The comments come as the Trump administration has escalated pressure on Cuba through sweeping economic penalties designed to cut off the regime’s access to foreign energy supplies. In January 2026, President Trump signed an executive order imposing tariffs on countries that provide oil to Cuba, arguing the measures were necessary to protect “US national security and foreign policy from the Cuban regime’s malign actions and policies.” The administration tightened those restrictions further on May 1 by targeting foreign banks and firms doing business with Havana.

Jayapal, however, characterized the sanctions as “economic bombing of the infrastructure of Cuba,” claiming they were “illegal” and “against international law.”

But on Tuesday, Secretary of State Marco Rubio, whose parents immigrated from Cuba, directly dismantled the narrative being pushed by Jayapal and progressive Democrats during a White House press briefing.

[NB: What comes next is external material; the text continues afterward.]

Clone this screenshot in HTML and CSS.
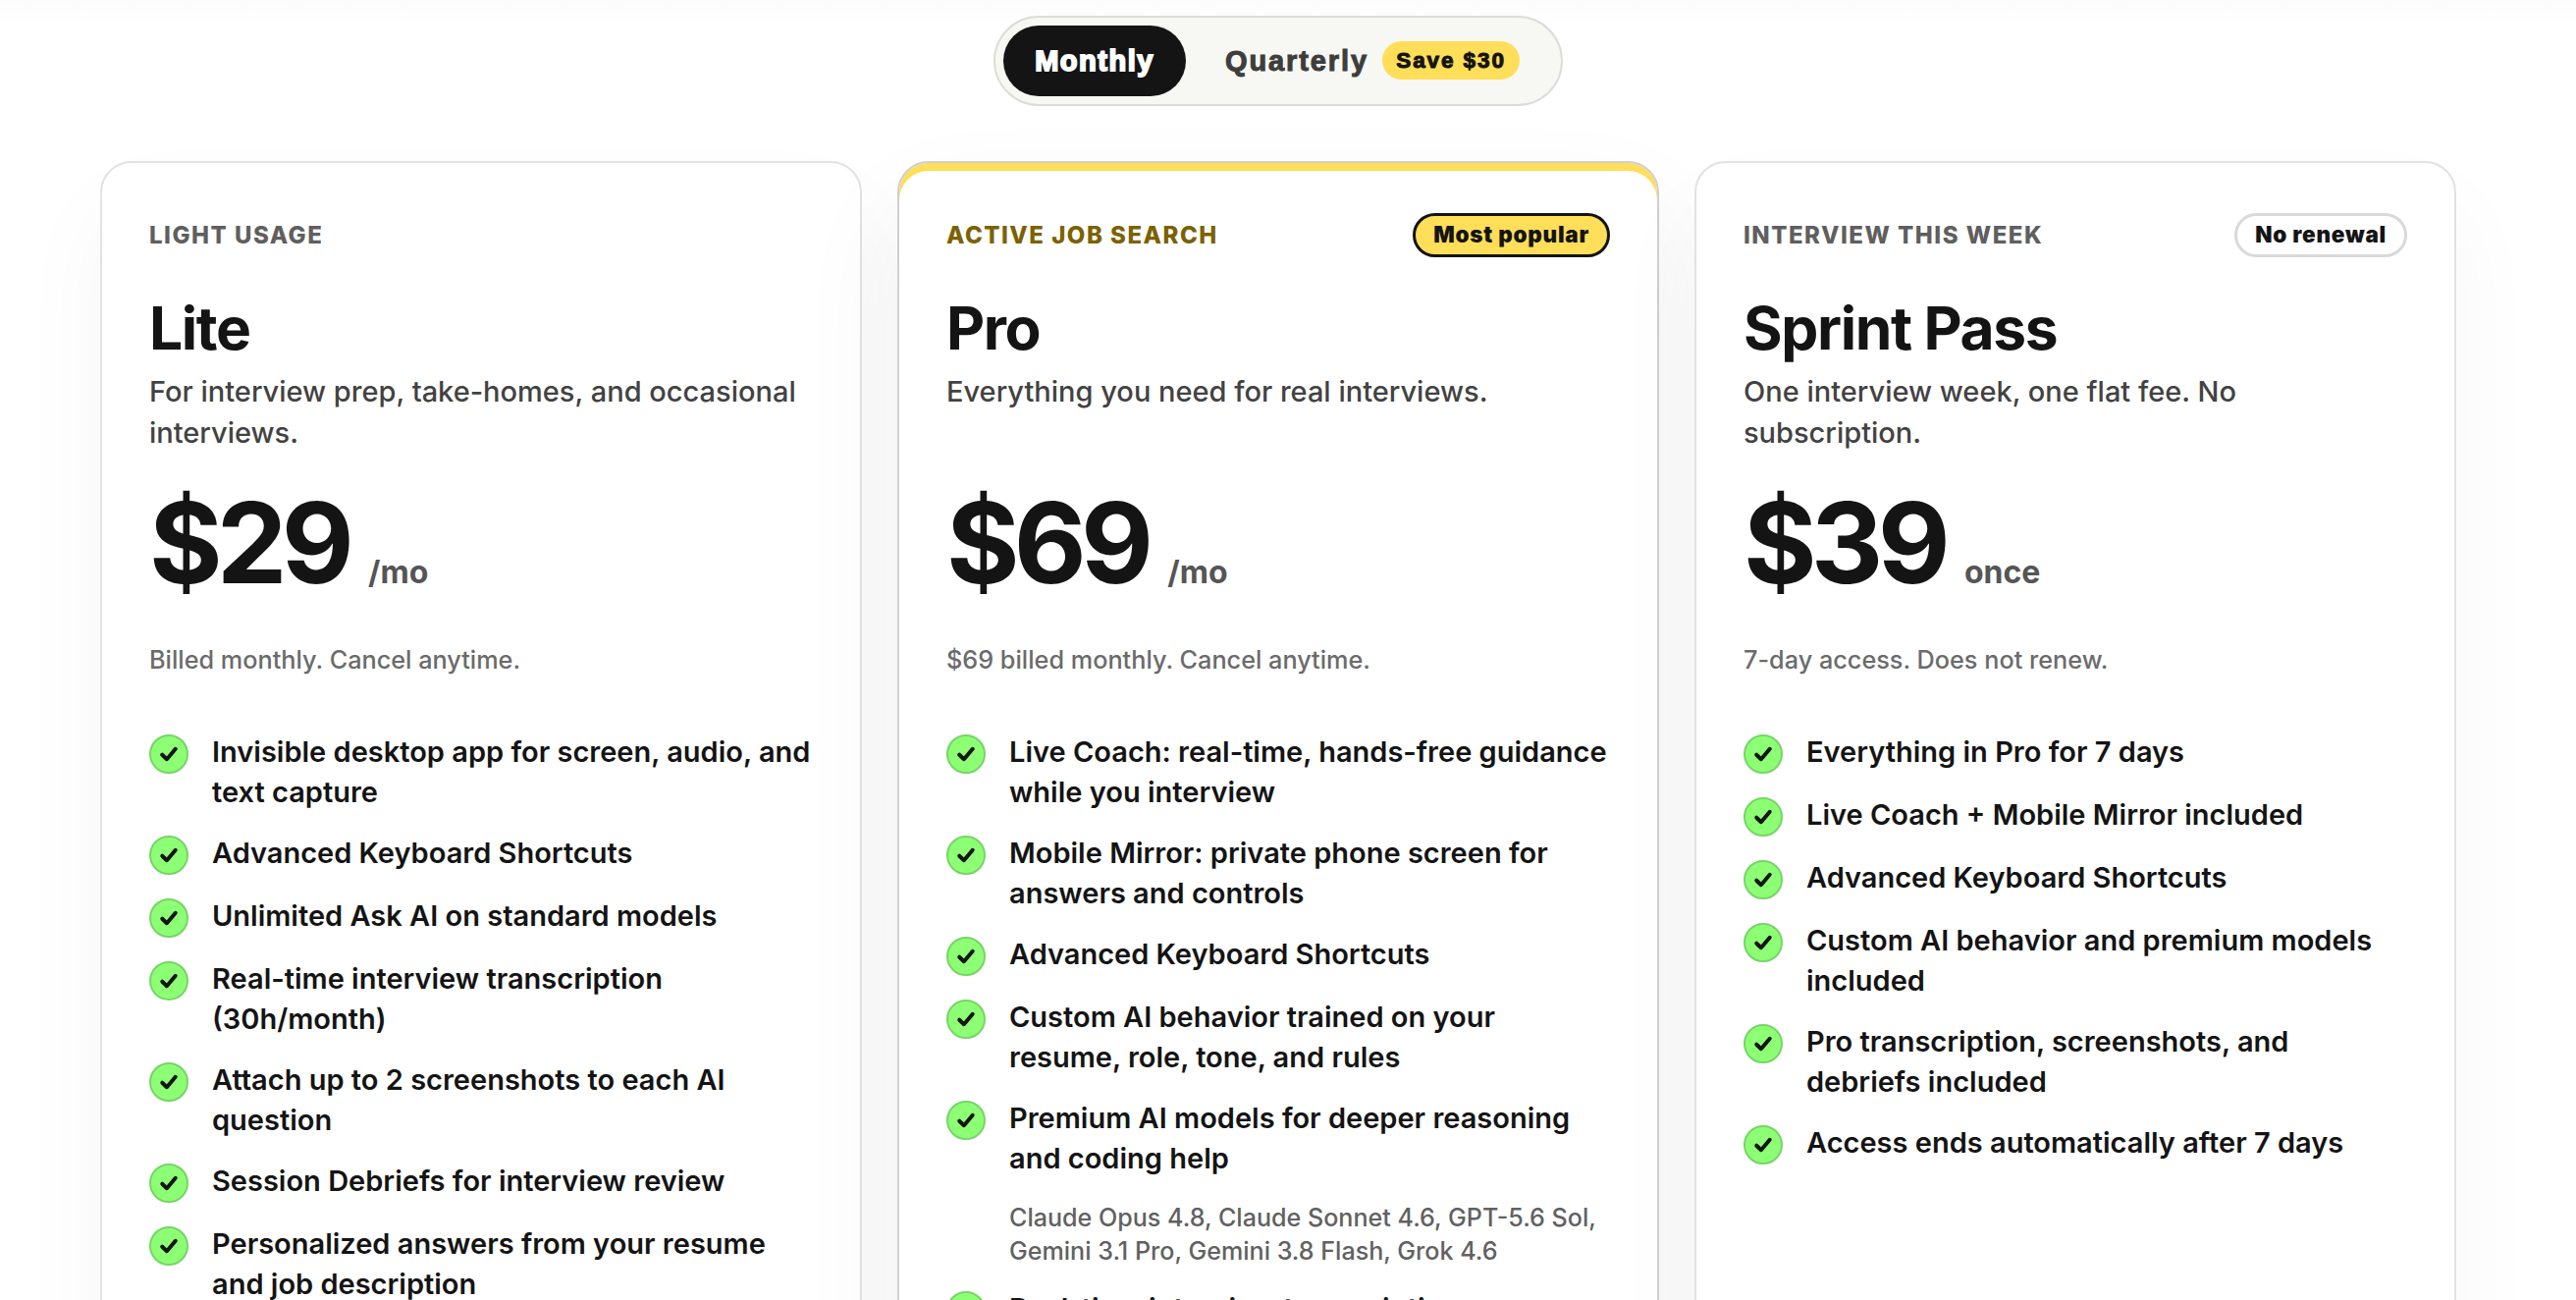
FILE: index.html
```
<!DOCTYPE html>
<html lang="en">
  <head>
    <meta charset="UTF-8" />
    <meta name="viewport" content="width=device-width, initial-scale=1.0" />
    <title>Pricing</title>
    <link rel="stylesheet" href="styles.css">
  </head>
  <body>
    <svg class="icon-defs" width="0" height="0">
      <symbol id="check" viewBox="0 0 40 40">
        <path d="M12.5 20.8 L17.7 25.8 L27.5 14.2" fill="none" stroke="#141414" stroke-width="4.4" stroke-linecap="round" stroke-linejoin="round" />
      </symbol>
    </svg>

    <section class="pricing">
      <div class="billing-toggle">
        <button class="toggle-button active">Monthly</button>
        <button class="toggle-button quarterly"><span>Quarterly</span><span class="save-badge">Save $30</span></button>
      </div>

      <div class="plans">
        <!-- Lite -->
        <div class="plan-card">
          <div class="plan-top">
            <div class="plan-label">LIGHT USAGE</div>
          </div>
          <h3 class="plan-name">Lite</h3>
          <p class="plan-description">For interview prep, take-homes, and occasional interviews.</p>
          <div class="plan-price">
            <span class="amount">$29</span>
            <span class="period">/mo</span>
          </div>
          <p class="plan-billing">Billed monthly. Cancel anytime.</p>
          <ul class="features">
            <li><svg class="check"><use href="#check" /></svg><span>Invisible desktop app for screen, audio, and text capture</span></li>
            <li><svg class="check"><use href="#check" /></svg><span>Advanced Keyboard Shortcuts</span></li>
            <li><svg class="check"><use href="#check" /></svg><span>Unlimited Ask AI on standard models</span></li>
            <li><svg class="check"><use href="#check" /></svg><span>Real-time interview transcription (30h/month)</span></li>
            <li><svg class="check"><use href="#check" /></svg><span>Attach up to 2 screenshots to each AI question</span></li>
            <li><svg class="check"><use href="#check" /></svg><span>Session Debriefs for interview review</span></li>
            <li><svg class="check"><use href="#check" /></svg><span>Personalized answers from your resume and job description</span></li>
          </ul>
        </div>

        <!-- Pro -->
        <div class="plan-card featured">
          <div class="plan-top">
            <div class="plan-label">ACTIVE JOB SEARCH</div>
            <div class="plan-tag">Most popular</div>
          </div>
          <h3 class="plan-name">Pro</h3>
          <p class="plan-description">Everything you need for real interviews.</p>
          <div class="plan-price">
            <span class="amount">$69</span>
            <span class="period">/mo</span>
          </div>
          <p class="plan-billing">$69 billed monthly. Cancel anytime.</p>
          <ul class="features">
            <li><svg class="check"><use href="#check" /></svg><span>Live Coach: real-time, hands-free guidance while you interview</span></li>
            <li><svg class="check"><use href="#check" /></svg><span>Mobile Mirror: private phone screen for answers and controls</span></li>
            <li><svg class="check"><use href="#check" /></svg><span>Advanced Keyboard Shortcuts</span></li>
            <li><svg class="check"><use href="#check" /></svg><span>Custom AI behavior trained on your resume, role, tone, and rules</span></li>
            <li>
              <svg class="check"><use href="#check" /></svg>
              <div>
                Premium AI models for deeper reasoning and coding help
                <p class="models">Claude Opus 4.8, Claude Sonnet 4.6, GPT-5.6 Sol, Gemini 3.1 Pro, Gemini 3.8 Flash, Grok 4.6</p>
              </div>
            </li>
            <li><svg class="check"><use href="#check" /></svg><span>Real-time interview transcription</span></li>
          </ul>
        </div>

        <!-- Sprint Pass -->
        <div class="plan-card">
          <div class="plan-top">
            <div class="plan-label">INTERVIEW THIS WEEK</div>
            <div class="plan-tag">No renewal</div>
          </div>
          <h3 class="plan-name">Sprint Pass</h3>
          <p class="plan-description">One interview week, one flat fee. No subscription.</p>
          <div class="plan-price">
            <span class="amount">$39</span>
            <span class="period">once</span>
          </div>
          <p class="plan-billing">7-day access. Does not renew.</p>
          <ul class="features">
            <li><svg class="check"><use href="#check" /></svg><span>Everything in Pro for 7 days</span></li>
            <li><svg class="check"><use href="#check" /></svg><span>Live Coach + Mobile Mirror included</span></li>
            <li><svg class="check"><use href="#check" /></svg><span>Advanced Keyboard Shortcuts</span></li>
            <li><svg class="check"><use href="#check" /></svg><span>Custom AI behavior and premium models included</span></li>
            <li><svg class="check"><use href="#check" /></svg><span>Pro transcription, screenshots, and debriefs included</span></li>
            <li><svg class="check"><use href="#check" /></svg><span>Access ends automatically after 7 days</span></li>
          </ul>
        </div>
      </div>
    </section>
  </body>
</html>
```
FILE: styles.css
```
* {
  box-sizing: border-box;
  margin: 0;
  padding: 0;
}

body {
  background: #fff;
  color: #141414;
  font-family: Inter, Arial, sans-serif;
}

.icon-defs {
  display: block;
}

.pricing {
  height: 1324px;
  padding: 16px 122px 0 102px;
  overflow: hidden;
  background: linear-gradient(#fcfcfc, #fff 28px);
}

.billing-toggle {
  display: flex;
  align-items: center;
  width: 580px;
  height: 92px;
  margin: 0 auto 56px;
  padding: 8px;
  border: 2px solid #dcddd8;
  border-radius: 46px;
  background: #f7f8f3;
}

.toggle-button {
  display: flex;
  align-items: center;
  justify-content: center;
  height: 72px;
  padding-top: 1px;
  border: none;
  border-radius: 36px;
  background: none;
  color: #3d3d3d;
  font-family: 'Liberation Sans', Arial, sans-serif;
  font-size: 29px;
  font-weight: 900;
  letter-spacing: 1.9px;
  -webkit-text-stroke: 1px;
}

.toggle-button.active {
  width: 186px;
  background: #141414;
  color: #fff;
  letter-spacing: 1.5px;
  -webkit-text-stroke: 1.8px;
}

.quarterly {
  gap: 14px;
  padding-left: 40px;
}

.save-badge {
  width: 140px;
  margin-top: -2px;
  border-radius: 20px;
  background: #ffde59;
  color: #141414;
  font-size: 22.5px;
  line-height: 39px;
  text-align: center;
}

.plans {
  display: grid;
  grid-template-columns: repeat(3, 776px);
  justify-content: space-between;
}

.plan-card {
  height: 1500px;
  padding: 51px 48px;
  border: 2px solid #e2e2e2;
  border-radius: 32px;
  background: #fff;
  box-shadow: 0 48px 96px rgba(0, 0, 0, 0.04);
}

.plan-card.featured {
  border-color: #cfcfcf;
  box-shadow: inset 0 8px 0 #ffde59, 0 48px 112px rgba(0, 0, 0, 0.06);
}

.plan-top {
  display: flex;
  align-items: center;
  justify-content: space-between;
  height: 45px;
}

.plan-label {
  color: #5f5f5f;
  font-size: 24px;
  font-weight: 800;
  letter-spacing: 1.5px;
}

.featured .plan-label {
  color: #7a6200;
}

.plan-tag {
  height: 45px;
  padding: 0 18px;
  border: 3px solid #d9d9d9;
  border-radius: 23px;
  font-size: 22.5px;
  font-weight: 900;
  line-height: 38px;
  letter-spacing: 0.75px;
}

.featured .plan-tag {
  border-color: #141414;
  background: #ffde59;
}

.plan-name {
  margin-top: 38px;
  font-size: 60.5px;
  font-weight: 700;
  line-height: 68px;
  letter-spacing: -1.4px;
}

.plan-description {
  height: 84px;
  margin-top: 10px;
  color: #424242;
  font-size: 29px;
  font-weight: 500;
  line-height: 42px;
}

.plan-price {
  display: flex;
  align-items: baseline;
  gap: 20px;
  height: 116px;
  margin-top: 33px;
}

.amount {
  font-size: 114px;
  font-weight: 700;
  line-height: 116px;
  letter-spacing: -5.8px;
}

.period {
  color: #555;
  font-size: 32px;
  font-weight: 700;
}

.plan-billing {
  margin-top: 43px;
  color: #6b6b6b;
  font-size: 25.25px;
  font-weight: 500;
  line-height: 36px;
}

.features {
  display: grid;
  gap: 22px;
  margin-top: 56px;
  list-style: none;
}

.features li {
  display: flex;
  gap: 24px;
  font-size: 29px;
  font-weight: 600;
  line-height: 40.5px;
}

.check {
  flex: none;
  width: 40px;
  height: 40px;
  margin-top: 2px;
  border: 2px solid #78d468;
  border-radius: 50%;
  background: #8cff75;
}

.models {
  margin-top: 23px;
  color: #616161;
  font-size: 25.1px;
  font-weight: 500;
  line-height: 34px;
}
```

“On Cuba, oil blockade on Cuba, there’s no oil blockade on Cuba per se,” Rubio said. “Here’s what’s happening with Cuba, okay. Cuba used to get free oil from Venezuela. They would take like 60% of that oil and resell it for cash. It wouldn’t even go to benefit the people.”

Rubio explained that the issue facing Cuba is not American policy, but the collapse of the communist regime’s dependency on subsidized foreign oil.

“So the only blockade that’s happened is the Venezuelans have decided, we’re not giving you free oil anymore,” Rubio said. “And you can only imagine nowadays, the way oil prices are, no one’s giving away free oil, much less to a failed regime.”

He continued: “The problem of Cuba is worse, okay. Their economic model doesn’t work, doesn’t work. And the people who are in charge can’t fix it. And the reason that I can’t fix it is not just because they’re communists, that’s bad enough, but they’re incompetent communists.”

Rubio’s remarks sharply undercut Jayapal’s framing that the United States is singularly responsible for Cuba’s economic collapse. The secretary instead pointed to decades of failed socialist governance and corruption inside the Cuban regime itself.

Jayapal has long opposed the US embargo on Cuba and led a congressional delegation to the communist country in April, where she demanded an end to what she called an “illegal fuel blockade.” Trump reversed many Obama-era efforts to normalize relations with Havana during his first term, redesignating Cuba as a State Sponsor of Terrorism and citing the regime’s support for authoritarian governments and anti-American actors throughout Latin America.

The controversy also exposes what opponents describe as glaring hypocrisy in Jayapal’s foreign policy positions. While she has repeatedly voiced support for Ukraine amid Russia’s invasion, she simultaneously acknowledged depending on Russian oil shipments to prop up the Cuban regime. Moscow’s energy exports remain one of the Kremlin’s primary sources of funding for the war in Ukraine.

The Seattle congresswoman has also faced criticism in recent years over her alignment with activist movements that have targeted American corporations and institutions through radical left-wing organizing campaigns. Starbucks, headquartered in Washington state, became a frequent target of activist pressure campaigns tied to anti-Israel protests and “resistance” organizing efforts critics argued promoted rhetoric sympathetic to extremist causes and terror-linked narratives.

Now, Jayapal is facing scrutiny again—this time for appearing to coordinate with foreign governments to circumvent sanctions imposed by a sitting US president against a communist regime allied with Russia.